Sono passati 30 anni dall’omicidio di Antonio Fava e Vincenzo Garofalo, gli appuntati scelti dei carabinieri uccisi allo svincolo autostradale di Scilla in un attentato della ‘ndrangheta: crivellati di colpi d’arma da fuoco. Era il periodo in cui – come hanno mostrato le ricostruzioni giudiziarie e storiche – Cosa Nostra e ‘Ndrangheta hanno collaborato nell’elaborare una stratega della tensione che doveva destabilizzare lo Stato italiano.
- L’attentato
Era il 18 gennaio 1994, Antonino Fava, 36 anni, di Taurianova (Reggio Calabria) e Vincenzo Garofalo, 31 anni, di Scicli (Ragusa) viaggiavano su un’Alfa 75 del Radiomobile di Palmi. Proprio da Palmi erano partiti per svolgere un controllo sull’autostrada. All’altezza dell’uscita per Scilla si vedono affiancare da un’auto sospetta, riescono a segnalarla, ma non a sfuggire, poco dopo, alla raffica di mitragliatrice che non lascerà loro scampo. La Gazzella a bordo della quale guidavano, sbanda e va a finire contro il guardrail.

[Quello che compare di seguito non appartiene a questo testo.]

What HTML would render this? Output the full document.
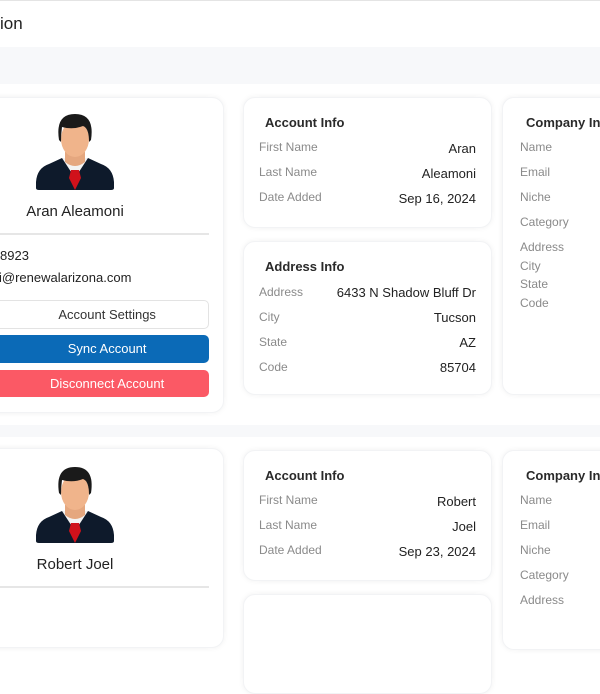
<!DOCTYPE html>
<html><head><style>
*{box-sizing:border-box;margin:0;padding:0}
body{width:600px;height:600px;overflow:hidden;background:#fff;font-family:"Liberation Sans",sans-serif;position:relative;color:#222}
.abs{position:absolute}
.card{position:absolute;background:#fff;border-radius:12px;box-shadow:0 0 6px rgba(0,0,0,0.06);border:1px solid #f2f3f5}
.h{position:absolute;font-size:13px;font-weight:bold;color:#2a2a2a}
.l{position:absolute;font-size:12px;color:#8a8a8a}
.v{position:absolute;font-size:13px;color:#222;text-align:right}
.btn{position:absolute;left:-20px;width:229px;border-radius:5px;font-size:13px;text-align:center}
</style></head><body>
<div class="abs" style="left:0;top:0;width:600px;height:1px;background:#e4e4e4"></div>
<div class="abs" style="left:0;top:14px;font-size:17px;color:#222">ion</div>
<div class="abs" style="left:0;top:47px;width:600px;height:37px;background:#f7f8fa"></div>
<div class="abs" style="left:0;top:425px;width:600px;height:12px;background:#f7f8fa"></div>

<div class="card" style="left:-20px;top:97px;width:244px;height:316px"></div>
<svg class="abs" style="left:35px;top:112px" width="80" height="80" viewBox="0 0 80 80">
<path d="M1 70 Q2 56 14 52 L27 46 L53 46 L66 52 Q78 56 79 70 L79 76 Q79 78 76 78 L4 78 Q1 78 1 76Z" fill="#0e1a2b"/>
<path d="M27 46 L40 66 L53 46Z" fill="#f3f3f3"/>
<path d="M30 40 L30 50 Q40 58 50 50 L50 40Z" fill="#e5a77f"/>
<ellipse cx="40" cy="27" rx="14" ry="18" fill="#f0b48b"/>
<path d="M24 28 Q20 2 40 2 Q60 2 56 28 L54 30 Q54 16 48 14 Q38 18 27 15 Q26 22 26 30Z" fill="#1a1a1a"/>
<path d="M36 58 L44 58 L46 66 L40 78 L34 66Z" fill="#d0111b"/>
</svg>
<div class="abs" style="left:0;top:203px;width:150px;text-align:center;font-size:15px;color:#222">Aran Aleamoni</div>
<div class="abs" style="left:0;top:233px;width:209px;height:2px;background:#e6e6e6"></div>
<div class="abs" style="left:0;top:248px;font-size:13px">8923</div>
<div class="abs" style="left:-1px;top:270px;font-size:13px">i@renewalarizona.com</div>
<div class="btn" style="top:300px;height:29px;line-height:28px;border:1px solid #e3e3e3;color:#333">&nbsp;&nbsp;&nbsp;&nbsp;&nbsp;&nbsp;&nbsp;Account Settings</div>
<div class="btn" style="top:335px;height:28px;line-height:28px;background:#0b6ab7;color:#fff">&nbsp;&nbsp;&nbsp;&nbsp;&nbsp;&nbsp;&nbsp;Sync Account</div>
<div class="btn" style="top:370px;height:27px;line-height:27px;background:#fb5965;color:#fff">&nbsp;&nbsp;&nbsp;&nbsp;&nbsp;&nbsp;&nbsp;Disconnect Account</div>

<div class="card" style="left:243px;top:97px;width:249px;height:131px">
<div class="h" style="left:21px;top:17px">Account Info</div>
<div class="l" style="left:15px;top:42px">First Name</div><div class="v" style="right:15px;top:43px">Aran</div>
<div class="l" style="left:15px;top:67px">Last Name</div><div class="v" style="right:15px;top:68px">Aleamoni</div>
<div class="l" style="left:15px;top:92px">Date Added</div><div class="v" style="right:15px;top:93px">Sep 16, 2024</div>
</div>
<div class="card" style="left:243px;top:241px;width:249px;height:154px">
<div class="h" style="left:21px;top:17px">Address Info</div>
<div class="l" style="left:15px;top:43px">Address</div><div class="v" style="right:15px;top:43px">6433 N Shadow Bluff Dr</div>
<div class="l" style="left:15px;top:68px">City</div><div class="v" style="right:15px;top:68px">Tucson</div>
<div class="l" style="left:15px;top:93px">State</div><div class="v" style="right:15px;top:93px">AZ</div>
<div class="l" style="left:15px;top:118px">Code</div><div class="v" style="right:15px;top:118px">85704</div>
</div>
<div class="card" style="left:502px;top:97px;width:140px;height:298px">
<div class="h" style="left:23px;top:17px">Company Info</div>
<div class="l" style="left:17px;top:42px">Name</div>
<div class="l" style="left:17px;top:67px">Email</div>
<div class="l" style="left:17px;top:92px">Niche</div>
<div class="l" style="left:17px;top:117px">Category</div>
<div class="l" style="left:17px;top:142px">Address</div>
<div class="l" style="left:17px;top:161px">City</div>
<div class="l" style="left:17px;top:179px">State</div>
<div class="l" style="left:17px;top:198px">Code</div>
</div>

<div class="card" style="left:-20px;top:448px;width:244px;height:200px"></div>
<svg class="abs" style="left:35px;top:465px" width="80" height="80" viewBox="0 0 80 80">
<path d="M1 70 Q2 56 14 52 L27 46 L53 46 L66 52 Q78 56 79 70 L79 76 Q79 78 76 78 L4 78 Q1 78 1 76Z" fill="#0e1a2b"/>
<path d="M27 46 L40 66 L53 46Z" fill="#f3f3f3"/>
<path d="M30 40 L30 50 Q40 58 50 50 L50 40Z" fill="#e5a77f"/>
<ellipse cx="40" cy="27" rx="14" ry="18" fill="#f0b48b"/>
<path d="M24 28 Q20 2 40 2 Q60 2 56 28 L54 30 Q54 16 48 14 Q38 18 27 15 Q26 22 26 30Z" fill="#1a1a1a"/>
<path d="M36 58 L44 58 L46 66 L40 78 L34 66Z" fill="#d0111b"/>
</svg>
<div class="abs" style="left:0;top:556px;width:150px;text-align:center;font-size:15px;color:#222">Robert Joel</div>
<div class="abs" style="left:0;top:586px;width:209px;height:2px;background:#e6e6e6"></div>

<div class="card" style="left:243px;top:450px;width:249px;height:131px">
<div class="h" style="left:21px;top:17px">Account Info</div>
<div class="l" style="left:15px;top:42px">First Name</div><div class="v" style="right:15px;top:43px">Robert</div>
<div class="l" style="left:15px;top:67px">Last Name</div><div class="v" style="right:15px;top:68px">Joel</div>
<div class="l" style="left:15px;top:92px">Date Added</div><div class="v" style="right:15px;top:93px">Sep 23, 2024</div>
</div>
<div class="card" style="left:243px;top:594px;width:249px;height:100px"></div>
<div class="card" style="left:502px;top:450px;width:140px;height:200px">
<div class="h" style="left:23px;top:17px">Company Info</div>
<div class="l" style="left:17px;top:42px">Name</div>
<div class="l" style="left:17px;top:67px">Email</div>
<div class="l" style="left:17px;top:92px">Niche</div>
<div class="l" style="left:17px;top:117px">Category</div>
<div class="l" style="left:17px;top:142px">Address</div>
</div>
</body></html>
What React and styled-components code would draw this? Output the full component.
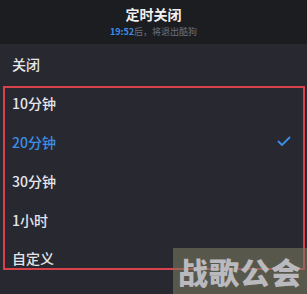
import React from 'react';
import styled, { createGlobalStyle } from 'styled-components';

const GlobalStyle = createGlobalStyle`
  html, body {
    margin: 0;
    padding: 0;
    background: #272830;
  }
  body {
    font-family: 'Noto Sans CJK SC', 'Noto Sans', sans-serif;
  }
`;

const options = [
  { label: '关闭' },
  { label: '10分钟' },
  { label: '20分钟', active: true },
  { label: '30分钟' },
  { label: '1小时' },
  { label: '自定义' },
];

export default function App() {
  return (
    <Screen>
      <GlobalStyle />
      <Header>
        <Title>定时关闭</Title>
        <Subtitle>
          <Time>19:52</Time>后，将退出酷狗
        </Subtitle>
      </Header>
      <List>
        {options.map((o) => (
          <Row key={o.label} $active={o.active}>
            {o.label}
            {o.active && (
              <svg width='14' height='11' viewBox='0 0 14 11'>
                <path d='M1.5 5.5 L5 9 L12.5 1.5' fill='none' stroke='#3d8ee6' strokeWidth='1.8' strokeLinecap='round' strokeLinejoin='round' />
              </svg>
            )}
          </Row>
        ))}
        <Highlight />
      </List>
      <Watermark>战歌公会</Watermark>
    </Screen>
  );
}

const Screen = styled.div`
  position: relative;
  width: 307px;
  height: 294px;
  overflow: hidden;
  background: #272830;
`;

const Header = styled.header`
  height: 44px;
  background: #1c1d21;
  display: flex;
  flex-direction: column;
  align-items: center;
  padding-top: 4px;
  box-sizing: border-box;
`;

const Title = styled.div`
  color: #f0f0f2;
  font-size: 14px;
  font-weight: 700;
  line-height: 20px;
`;

const Subtitle = styled.div`
  color: #6f717a;
  font-size: 9px;
  line-height: 14px;
  margin-top: 1px;
`;

const Time = styled.span`
  color: #3d8ee6;
  font-weight: 700;
`;

const List = styled.div`
  position: relative;
  padding-top: 1px;
`;

const Row = styled.div`
  height: 38.8px;
  display: flex;
  align-items: center;
  justify-content: space-between;
  padding: 0 16px 0 12px;
  font-size: 14px;
  font-weight: 500;
  color: ${(p) => (p.$active ? '#3d8ee6' : '#e6e6ea')};
`;

const Highlight = styled.div`
  position: absolute;
  left: 3px;
  right: 2px;
  top: 42px;
  height: 184px;
  border: 2.5px solid #d8434b;
  box-sizing: border-box;
  pointer-events: none;
`;

const Watermark = styled.div`
  position: absolute;
  left: 173px;
  top: 248px;
  width: 134px;
  height: 46px;
  background: rgba(120, 118, 95, 0.6);
  color: #b9b9be;
  font-size: 30px;
  font-weight: 900;
  line-height: 46px;
  text-align: center;
  letter-spacing: 1px;
`;
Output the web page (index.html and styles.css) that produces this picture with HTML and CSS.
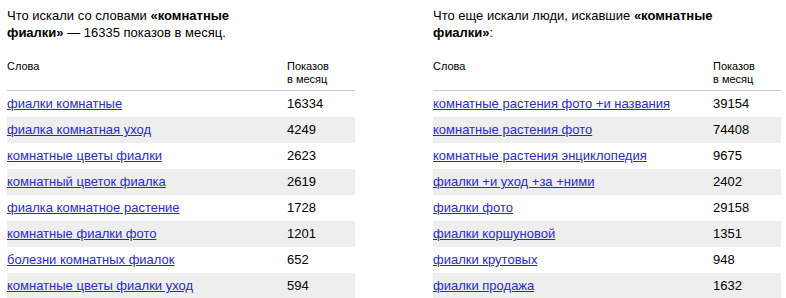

L’omicidio di due appartenenti alle forze dell’ordine lascia attonita l’Italia intera: è la dimostrazione che le organizzazioni criminali ormai si sentono al di sopra dello Stato al punto da affrontarlo a viso aperto.
- Il processo
Per l’omicidio di Fava e Garofalo sono stati condannati all’ergastolo, sia in primo che in secondo grado, il boss di Brancaccio Giuseppe Graviano e Rocco Santo Filippone, esponente della cosca Piromalli di Gioia Tauro. La sentenza nell’ambito del processo ‘Ndrangheta stragista, per cui la corte d’Assise d’appello di Reggio Calabria ha pronunciato, nel marzo dello scorso anno, pesanti condanne. Un processo, che grazie al procuratore aggiunto Giuseppe Lombardo, ha riscritto un pezzo di storia italiana e di attentati nei primi anni ‘90. Secondo la ricostruzione storica e processuale una precisa volontà di “’Ndrangheta e Cosa Nostra, come una cosa sola” di attentare alla sicurezza dello Stato.
Tuttavia c’è ancora da chiarire quali sarebbero stati i prossimi passi della strategia stragista di Cosa Nostra, dopo che “i calabresi” si erano “mossi” per uccidere i due appartenenti all’Arma. Nel corso del processo infatti è emerso che a Graviano sarebbe stato chiesto di proseguire con gli attentati al cuore delle istituzioni, altri sarebbero cadere sotto il fuoco mafioso. Il boss non ha mai rivelato i particolari e dunque sono ancora molti gli interrogativi aperti su quel periodo di storia della Calabria, della Sicilia e del Paese.
- Le commemorazioni
I carabinieri di Reggio Calabria in occasione del 30esimo anniversario hanno deposto una corona proprio al cippo commemorativo che ancora oggi (al chilometro 420+850 dell’A2) ricorda i due appuntati uccisi. E’ invece la cattedrale di Palmi, dove prestavano servizio, il luogo della messa officiata da Don Aldo Ripepi, cappellano militare.